Banner Elk Elementary students

Theatre Arts program encourages arts in education through support for Banner Elk Elementary production of “Frozen”

The Lees-McRae Theatre Arts program’s advocacy for the arts goes beyond preparing the next generation of theatre professionals and performing for the community. By sharing resources with other theatre organizations, the department can foster a love of live performance throughout the community.

Banner Elk Elementary and Lees-McRae Theatre Arts continued their longstanding partnership in December 2021 with the elementary school's production of "Frozen." The annual collaboration is one way the college can live up to its motto of “In the Mountains, Of the Mountains, For the Mountains.”

“This has been a yearly tradition since before I started working at Lees-McRae,” said Director of Theatre Arts Josh Yoder. “Theatre is about community—it brings people together to share stories.

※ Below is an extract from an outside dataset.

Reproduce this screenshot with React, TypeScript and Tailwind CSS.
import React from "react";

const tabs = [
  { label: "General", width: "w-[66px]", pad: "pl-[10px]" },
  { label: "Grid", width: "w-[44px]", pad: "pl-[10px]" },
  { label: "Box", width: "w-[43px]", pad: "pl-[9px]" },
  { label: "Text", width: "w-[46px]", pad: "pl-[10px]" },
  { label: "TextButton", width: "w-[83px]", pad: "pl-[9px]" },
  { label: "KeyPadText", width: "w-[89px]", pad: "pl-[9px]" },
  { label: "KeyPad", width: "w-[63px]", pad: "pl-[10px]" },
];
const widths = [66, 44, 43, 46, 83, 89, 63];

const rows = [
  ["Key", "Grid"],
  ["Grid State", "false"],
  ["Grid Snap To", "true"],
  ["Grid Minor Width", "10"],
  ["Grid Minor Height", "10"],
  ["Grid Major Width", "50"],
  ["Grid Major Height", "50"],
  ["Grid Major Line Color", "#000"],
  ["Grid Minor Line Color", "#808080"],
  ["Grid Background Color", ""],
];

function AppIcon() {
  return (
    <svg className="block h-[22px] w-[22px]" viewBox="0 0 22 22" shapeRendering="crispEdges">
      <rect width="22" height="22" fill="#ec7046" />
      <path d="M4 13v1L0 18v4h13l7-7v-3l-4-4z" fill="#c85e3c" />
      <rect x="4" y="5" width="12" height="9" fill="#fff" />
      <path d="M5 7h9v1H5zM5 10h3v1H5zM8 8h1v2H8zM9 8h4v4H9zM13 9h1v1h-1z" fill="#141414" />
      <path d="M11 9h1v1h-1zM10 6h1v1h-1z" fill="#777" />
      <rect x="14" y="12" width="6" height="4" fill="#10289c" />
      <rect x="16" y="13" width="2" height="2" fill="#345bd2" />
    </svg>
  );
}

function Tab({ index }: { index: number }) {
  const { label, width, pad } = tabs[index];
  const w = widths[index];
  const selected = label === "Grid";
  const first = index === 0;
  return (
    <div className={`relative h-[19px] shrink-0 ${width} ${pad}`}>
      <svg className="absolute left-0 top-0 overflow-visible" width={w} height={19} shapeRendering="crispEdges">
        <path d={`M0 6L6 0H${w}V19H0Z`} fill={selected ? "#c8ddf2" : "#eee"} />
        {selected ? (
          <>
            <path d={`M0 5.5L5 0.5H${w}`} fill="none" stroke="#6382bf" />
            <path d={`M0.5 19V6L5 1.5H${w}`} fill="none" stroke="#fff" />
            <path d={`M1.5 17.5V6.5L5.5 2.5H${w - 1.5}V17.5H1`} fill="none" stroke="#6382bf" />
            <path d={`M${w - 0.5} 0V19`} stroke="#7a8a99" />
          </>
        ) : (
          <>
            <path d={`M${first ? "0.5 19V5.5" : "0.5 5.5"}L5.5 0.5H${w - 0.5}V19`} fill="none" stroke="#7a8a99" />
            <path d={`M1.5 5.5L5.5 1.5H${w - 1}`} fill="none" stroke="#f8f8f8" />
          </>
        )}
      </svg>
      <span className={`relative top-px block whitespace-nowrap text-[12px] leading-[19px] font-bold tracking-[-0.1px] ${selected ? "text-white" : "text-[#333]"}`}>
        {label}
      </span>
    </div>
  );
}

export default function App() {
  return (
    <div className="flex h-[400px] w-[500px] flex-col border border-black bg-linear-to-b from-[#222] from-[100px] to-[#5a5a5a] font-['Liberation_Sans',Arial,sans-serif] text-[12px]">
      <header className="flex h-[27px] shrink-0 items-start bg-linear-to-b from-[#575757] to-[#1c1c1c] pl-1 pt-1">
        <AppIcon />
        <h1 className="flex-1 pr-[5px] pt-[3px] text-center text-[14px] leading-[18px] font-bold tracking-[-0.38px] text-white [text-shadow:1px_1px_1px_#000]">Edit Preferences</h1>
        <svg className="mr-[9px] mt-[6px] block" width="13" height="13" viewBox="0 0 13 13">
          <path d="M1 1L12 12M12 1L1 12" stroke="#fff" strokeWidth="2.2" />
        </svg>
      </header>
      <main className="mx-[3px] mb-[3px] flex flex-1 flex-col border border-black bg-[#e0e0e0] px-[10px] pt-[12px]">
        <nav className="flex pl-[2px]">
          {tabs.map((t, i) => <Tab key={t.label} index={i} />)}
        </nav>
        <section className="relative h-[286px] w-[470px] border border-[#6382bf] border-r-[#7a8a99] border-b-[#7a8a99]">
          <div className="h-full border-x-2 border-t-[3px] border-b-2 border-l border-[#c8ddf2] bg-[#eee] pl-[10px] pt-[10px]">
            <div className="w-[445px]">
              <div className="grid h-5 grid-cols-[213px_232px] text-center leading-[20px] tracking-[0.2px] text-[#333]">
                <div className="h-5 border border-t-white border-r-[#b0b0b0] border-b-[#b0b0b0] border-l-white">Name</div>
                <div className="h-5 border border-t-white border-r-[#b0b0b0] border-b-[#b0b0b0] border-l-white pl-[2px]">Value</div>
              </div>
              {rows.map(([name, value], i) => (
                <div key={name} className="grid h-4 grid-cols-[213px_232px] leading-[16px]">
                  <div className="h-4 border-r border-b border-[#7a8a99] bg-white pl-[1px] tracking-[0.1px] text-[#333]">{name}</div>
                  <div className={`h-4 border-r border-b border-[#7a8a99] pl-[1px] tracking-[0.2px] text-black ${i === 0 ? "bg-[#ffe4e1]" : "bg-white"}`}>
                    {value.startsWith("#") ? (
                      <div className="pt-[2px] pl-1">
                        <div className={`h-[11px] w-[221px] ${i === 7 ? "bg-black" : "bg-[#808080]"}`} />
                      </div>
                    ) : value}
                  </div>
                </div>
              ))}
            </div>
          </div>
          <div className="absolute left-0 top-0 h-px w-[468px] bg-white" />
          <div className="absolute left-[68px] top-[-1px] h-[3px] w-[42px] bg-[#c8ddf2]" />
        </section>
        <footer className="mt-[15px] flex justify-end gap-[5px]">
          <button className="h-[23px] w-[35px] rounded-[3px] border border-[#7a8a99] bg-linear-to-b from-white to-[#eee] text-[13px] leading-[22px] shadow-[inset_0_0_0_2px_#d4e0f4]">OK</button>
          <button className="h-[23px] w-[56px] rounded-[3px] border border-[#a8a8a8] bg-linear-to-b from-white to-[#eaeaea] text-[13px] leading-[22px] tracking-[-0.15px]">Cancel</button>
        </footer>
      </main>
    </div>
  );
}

We are thrilled to be able to share our resources with the young theatre artists at Banner Elk Elementary each year, helping them create and share the magic of theatre for their classmates, teachers, and families.”

Justin Carver, the principal of Banner Elk Elementary, said “Our partnership with the Lees-McRae theatre department is a game changer for our students. It allows Lees-McRae to aid a small school trying to put on productions to influence both the community and a life-long passion for theater arts with our students.”

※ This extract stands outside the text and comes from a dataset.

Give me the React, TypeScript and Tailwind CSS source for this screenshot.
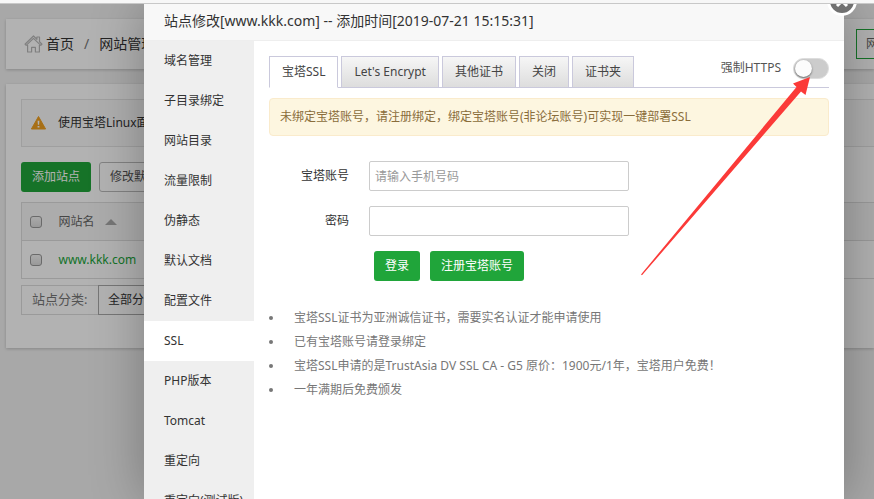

With one of the largest costume collections in western North Carolina and a sizable inventory of props and set pieces, the college is well positioned to assist other local productions. This year, pieces designed for the fall show “In the Green” ended up being a perfect fit for the Banner Elk Elementary staging of “Frozen.” In particular, the door of Jutta’s cell became the door separating princesses Anna and Elsa, and a large window unit that played a pivotal role in the Lees-McRae show was altered to look like stained glass in the “Frozen” castle set.

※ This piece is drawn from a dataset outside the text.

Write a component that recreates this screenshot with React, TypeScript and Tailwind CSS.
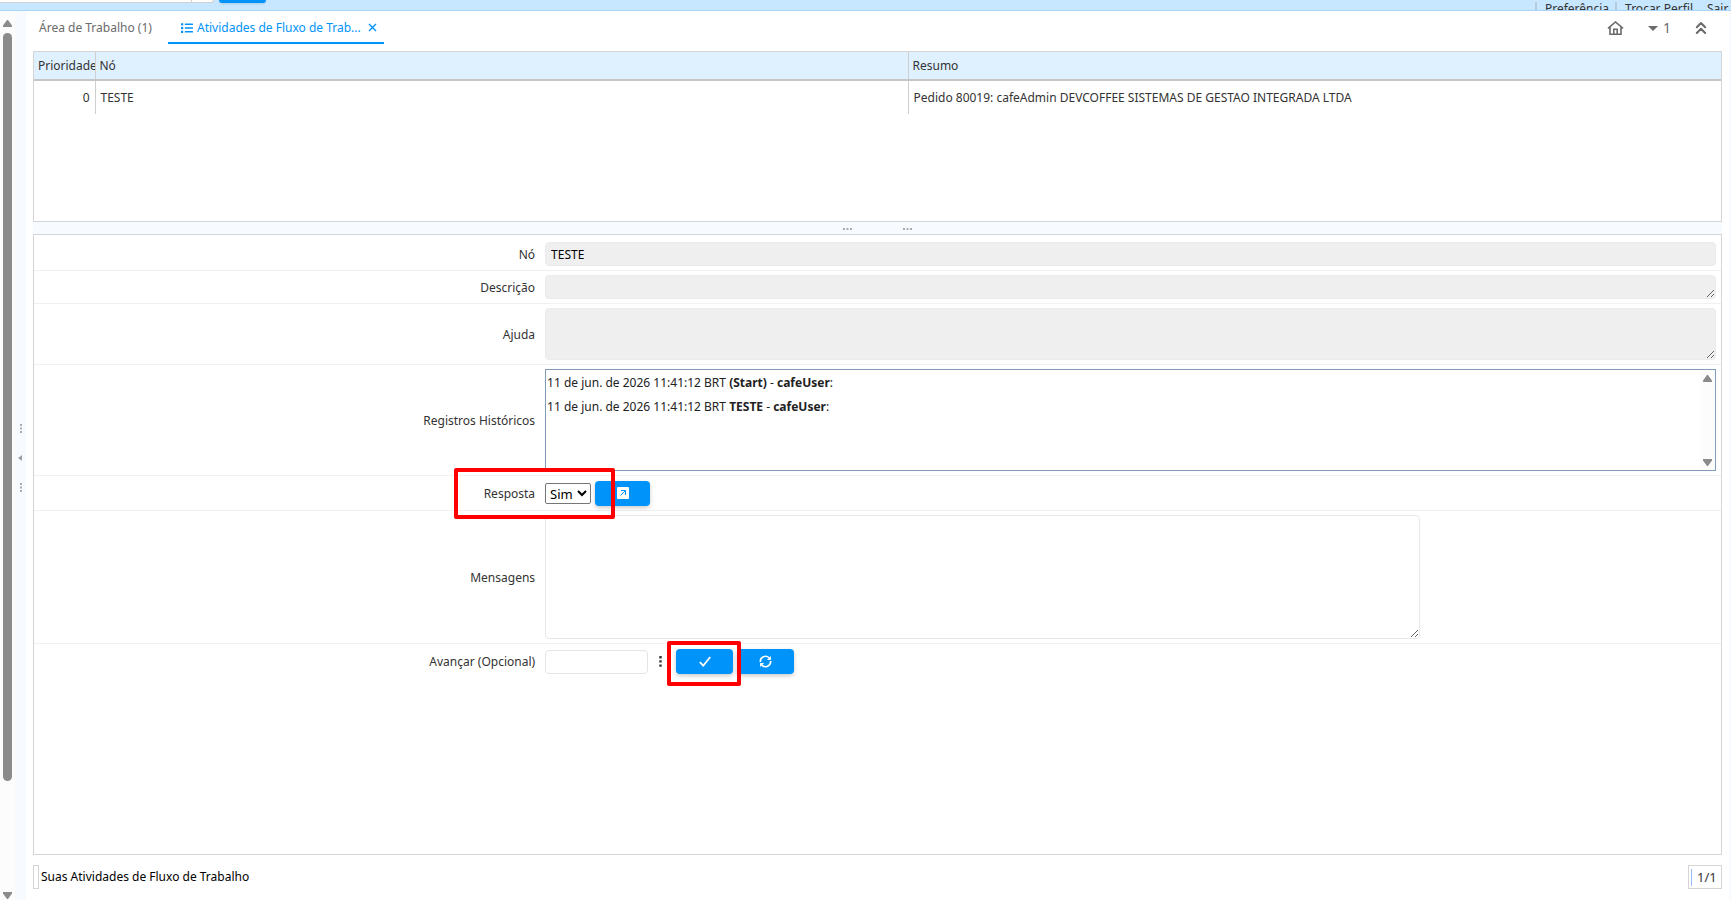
import { useState } from "react";
import type { ReactNode } from "react";
import { ChevronsUp } from "lucide-react";
import { FaList } from "react-icons/fa";

const activities = [
  {
    priority: 0,
    node: "TESTE",
    summary: "Pedido 80019: cafeAdmin DEVCOFFEE SISTEMAS DE GESTAO INTEGRADA LTDA",
  },
];

const history = [
  { date: "11 de jun. de 2026 11:41:12 BRT", node: "(Start)", user: "cafeUser" },
  { date: "11 de jun. de 2026 11:41:12 BRT", node: "TESTE", user: "cafeUser" },
];

const buttonClass =
  "flex h-[25px] shrink-0 items-center justify-center rounded bg-[#0093f9] text-white shadow-[0_2px_4px_rgba(0,0,0,0.2)]";

interface FormRowProps {
  label: string;
  htmlFor?: string;
  className?: string;
  last?: boolean;
  children: ReactNode;
}

function FormRow({ label, htmlFor, className = "", last, children }: FormRowProps) {
  return (
    <div className={`grid grid-cols-[30%_1fr] items-center ${last ? "" : "border-b border-[#f0f0f0]"} ${className}`}>
      <label htmlFor={htmlFor} className="px-[5px] pt-px text-right text-[#333]">
        {label}
      </label>
      <div className="relative flex min-w-0 items-center px-[5px]">{children}</div>
    </div>
  );
}

function Arrow({ down }: { down?: boolean }) {
  return (
    <svg width="9" height="7" viewBox="0 0 9 7" className={down ? "rotate-180" : ""}>
      <path d="M4 0h1l4 5.500v1.500H0V5.500z" fill="#8b8b8b" />
    </svg>
  );
}

function Dots({ vertical }: { vertical?: boolean }) {
  return (
    <svg width="9" height="9" viewBox="0 0 9 9" className={vertical ? "rotate-90" : ""}>
      <path d="M0 3h2v2H0zM3.500 3h2v2h-2zM7 3h2v2H7z" fill="#a9adb3" />
    </svg>
  );
}

function TopBar() {
  const links = ["Preferência", "Trocar Perfil", "Sair"];

  return (
    <header className="flex h-[11px] shrink-0 items-start justify-between overflow-hidden border-b border-[#a9d5fb] bg-[#c6e7ff]">
      <div className="flex items-start gap-[5px]">
        <div className="flex h-[3px] w-[214px] rounded-br border-r border-b border-[#d0d0d0] bg-white">
          <div className="ml-auto w-[22px] border-l border-[#d0d0d0]" />
        </div>
        <button type="button" aria-label="Novo" className="h-[3px] w-[47px] rounded-b bg-[#0093f9] shadow" />
      </div>
      <nav className="flex items-start pt-px text-[12px] leading-4 text-[#333]">
        {links.map((link) => (
          <a key={link} href="#" className="flex items-start last:w-[32px]">
            <span className="mt-px h-3 w-[2px] bg-[#b5cbdc]" />
            <span className="pr-[6px] pl-2">{link}</span>
          </a>
        ))}
      </nav>
    </header>
  );
}

function WestSplitter() {
  return (
    <aside className="flex shrink-0">
      <div className="flex w-[15px] flex-col items-center bg-[#fcfcfc] pt-[9px]">
        <Arrow />
        <div className="mt-[6px] mb-[111px] w-[9px] flex-1 rounded-full bg-[#8b8b8b]" />
        <Arrow down />
        <div className="h-px" />
      </div>
      <div className="flex w-[11px] flex-col items-center gap-[22px] bg-[#f7fbff] pt-[413px]">
        <Dots vertical />
        <svg width="5" height="6" viewBox="0 0 5 6">
          <path d="M0 3l4-3v6z" fill="#9aa0a6" />
        </svg>
        <Dots vertical />
      </div>
    </aside>
  );
}

function Tabs() {
  return (
    <div className="flex h-10 shrink-0 items-start justify-between pr-[11px]">
      <div className="flex">
        <button type="button" className="h-[33px] w-[135px] pl-[6px] text-left whitespace-nowrap text-[#6b6b6b]">
          Área de Trabalho (1)
        </button>
        <div className="flex h-[33px] w-[216px] items-center border-b-2 border-[#0093f9] pt-[2px] pl-[13px] text-[#0093f9]">
          <FaList size={12} className="mr-1 shrink-0" />
          <button type="button" className="w-[167px] truncate text-left">
            Atividades de Fluxo de Trab...
          </button>
          <button type="button" aria-label="Fechar" className="ml-1">
            <svg width="9" height="9" viewBox="0 0 9 9" stroke="currentColor" strokeWidth="1.400">
              <path d="M1 1l7 7M8 1L1 8" />
            </svg>
          </button>
        </div>
      </div>
      <div className="flex h-[34px] items-center text-[14px] text-[#6b6b6b]">
        <button type="button" aria-label="Início">
          <svg width="17" height="14" viewBox="0 0 17 14" fill="none" stroke="currentColor" strokeWidth="1.600">
            <path d="M1 7.300L8.500 1 16 7.300M3 6v7.200h11V6M6.800 13V8.200h3.400V13" />
          </svg>
        </button>
        <button type="button" className="ml-6 flex items-center gap-[5px]">
          <svg width="10" height="5" viewBox="0 0 10 5">
            <path d="M0 0h10L5 5z" fill="currentColor" />
          </svg>
          1
        </button>
        <button type="button" aria-label="Recolher" className="ml-5">
          <ChevronsUp size={20} strokeWidth={2.500} />
        </button>
      </div>
    </div>
  );
}

function ActivityTable() {
  return (
    <div className="h-[171px] shrink-0 border border-[#d5d5d5] text-[#333]">
      <table className="w-full table-fixed border-collapse text-left">
        <colgroup>
          <col className="w-[61px]" />
          <col />
          <col />
        </colgroup>
        <thead>
          <tr className="h-7 border-b-2 border-[#c6c6c6] bg-[#dff1ff]">
            <th className="overflow-hidden border-r border-[#cfcfcf] pt-px pl-1 font-normal whitespace-nowrap">Prioridade</th>
            <th className="border-r border-[#cfcfcf] pt-px pl-1 font-normal">Nó</th>
            <th className="pt-px pl-1 font-normal">Resumo</th>
          </tr>
        </thead>
        <tbody>
          {activities.map((item) => (
            <tr key={item.summary} className="h-[34px]">
              <td className="border-r border-[#cfcfcf] pt-px pr-[5px] text-right">{item.priority}</td>
              <td className="border-r border-[#cfcfcf] pt-px pl-[5px]">{item.node}</td>
              <td className="pt-px pl-[5px]">{item.summary}</td>
            </tr>
          ))}
        </tbody>
      </table>
    </div>
  );
}

function ActivityForm() {
  const [answer, setAnswer] = useState("Sim");
  const [message, setMessage] = useState("");
  const [forward, setForward] = useState("");

  return (
    <form className="min-h-0 flex-1 border border-[#d5d5d5]" onSubmit={(event) => event.preventDefault()}>
      <FormRow label="Nó" htmlFor="node" className="h-9 pt-[3px]">
        <input
          id="node"
          readOnly
          value="TESTE"
          className="h-6 w-full rounded border border-[#ebebeb] bg-[#efefef] px-[5px] text-black outline-none"
        />
      </FormRow>
      <FormRow label="Descrição" htmlFor="description" className="h-[33px]">
        <textarea id="description" readOnly className="block h-6 w-full rounded border border-[#ebebeb] bg-[#efefef]" />
      </FormRow>
      <FormRow label="Ajuda" htmlFor="help" className="h-[61px]">
        <textarea id="help" readOnly className="block h-[52px] w-full rounded border border-[#ebebeb] bg-[#efefef]" />
      </FormRow>
      <FormRow label="Registros Históricos" className="h-[111px]">
        <div className="flex h-[102px] w-full justify-between border border-[#7f9db9]">
          <div className="pt-px pl-px text-[#222]">
            {history.map((item) => (
              <p key={item.node} className="leading-6">
                {item.date} <b>{item.node}</b> - <b>{item.user}</b>:
              </p>
            ))}
          </div>
          <div className="flex w-[15px] flex-col items-center justify-between bg-[#fcfcfc] pt-[5px] pb-1">
            <Arrow />
            <Arrow down />
          </div>
        </div>
      </FormRow>
      <FormRow label="Resposta" htmlFor="answer" className="h-[35px]">
        <select
          id="answer"
          value={answer}
          onChange={(event) => setAnswer(event.target.value)}
          className="h-[21px] w-[46px] appearance-auto rounded-xs border border-[#767676] bg-white text-[13px] text-black"
        >
          <option>Sim</option>
          <option>Não</option>
        </select>
        <button type="button" aria-label="Abrir" className={`ml-1 w-[55px] ${buttonClass}`}>
          <svg width="12" height="12" viewBox="0 0 12 12">
            <rect width="12" height="12" rx="1" fill="#fff" />
            <path d="M3.500 8.500l5-5M4 3.500h4.500V8" fill="none" stroke="#0093f9" strokeWidth="1" />
          </svg>
        </button>
        <span className="pointer-events-none absolute -top-[13px] -left-[86px] z-10 h-[51px] w-[161px] rounded-xs border-4 border-[#fe0000]" />
      </FormRow>
      <FormRow label="Mensagens" htmlFor="message" className="h-[133px]">
        <textarea
          id="message"
          value={message}
          onChange={(event) => setMessage(event.target.value)}
          className="block h-[124px] w-[74.7%] rounded border border-[#e8e8e8] bg-white"
        />
      </FormRow>
      <FormRow label="Avançar (Opcional)" htmlFor="forward" last className="h-[35px]">
        <input
          id="forward"
          value={forward}
          onChange={(event) => setForward(event.target.value)}
          className="h-6 w-[103px] rounded border border-[#e4e4e4] bg-white px-1 outline-none"
        />
        <button type="button" aria-label="Pesquisar" className="flex w-[28px] pl-[11px]">
          <svg width="3" height="11" viewBox="0 0 3 11" fill="#333">
            <path d="M.3 0h2.400v2.400H.3zM.3 4.200h2.400v2.400H.3zM.3 8.400h2.400v2.400H.3z" />
          </svg>
        </button>
        <div className="relative">
          <button type="submit" aria-label="Confirmar" className={`w-[57px] ${buttonClass}`}>
            <svg width="12" height="11" viewBox="0 0 12 11" fill="none" stroke="currentColor" strokeWidth="1.800">
              <path d="M.8 6l3.400 3.700L11.200 1" />
            </svg>
          </button>
          <span className="pointer-events-none absolute -top-2 -left-[9px] z-10 h-[45px] w-[74px] rounded-xs border-4 border-[#fe0000]" />
        </div>
        <button type="button" aria-label="Atualizar" className={`ml-1 w-[57px] ${buttonClass}`}>
          <svg width="13" height="13" viewBox="0 0 14 14" fill="none" stroke="currentColor" strokeWidth="1.800">
            <path d="M1.500 7.500A5.500 5.500 0 0 1 11 3.200M12.500 6.500A5.500 5.500 0 0 1 3 10.800" />
            <path d="M12.800 1v4.300H8.500zM1.200 13V8.700h4.300z" fill="currentColor" stroke="none" />
          </svg>
        </button>
      </FormRow>
    </form>
  );
}

export default function App() {
  return (
    <div className="flex h-screen flex-col overflow-hidden bg-white font-['Noto_Sans','Open_Sans',sans-serif] text-[12px] leading-4">
      <TopBar />
      <div className="flex min-h-0 flex-1">
        <WestSplitter />
        <main className="flex min-w-0 flex-1 flex-col px-[7px]">
          <Tabs />
          <ActivityTable />
          <div className="flex h-3 shrink-0 items-center justify-center gap-[51px] bg-[#f7fbff] pt-[2px]">
            <Dots />
            <Dots />
          </div>
          <ActivityForm />
          <footer className="flex h-[45px] shrink-0 items-start justify-between pt-[10px] text-black">
            <div className="flex items-center gap-[2px]">
              <span className="h-6 w-[6px] border border-[#d5d5d5]" />
              Suas Atividades de Fluxo de Trabalho
            </div>
            <div className="flex h-6 w-[34px] items-center gap-[5px] border border-[#d5d5d5] pl-[2px] text-[13px] text-[#333]">
              <span className="h-[17px] w-px bg-[#9dbdf5]" />
              1/1
            </div>
          </footer>
        </main>
        <div className="w-[2px] shrink-0 bg-[#f7fbff]" />
      </div>
    </div>
  );
}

Scott Koenig, the technical director for Theatre Arts, said that the elementary school was able to browse the costumes and sets to find anything that could work for their show. A few pieces received small modifications—two benches were fitted with headboards to become two beds, and a pair of silver gates came back gold and sporting the Arendelle crest. The ability to use and reuse set pieces extends their value long after the initial creation and allows Lees-McRae to spread the joy of theatre.

“Arts are important,” said Koenig. “There’s lots of empirical evidence that strong arts in schools improves academic outcomes for students, and there’s anecdotal evidence that it helps with social skills.”

As the relationship between Banner Elk Elementary and Lees-McRae continues to flourish, Yoder hopes to extend that benefit to other schools in the area.

“Outreach is important for any theatre organization, and it’s valuable for our students to see the impact that they can make in their community beyond the plays we produce,” he said.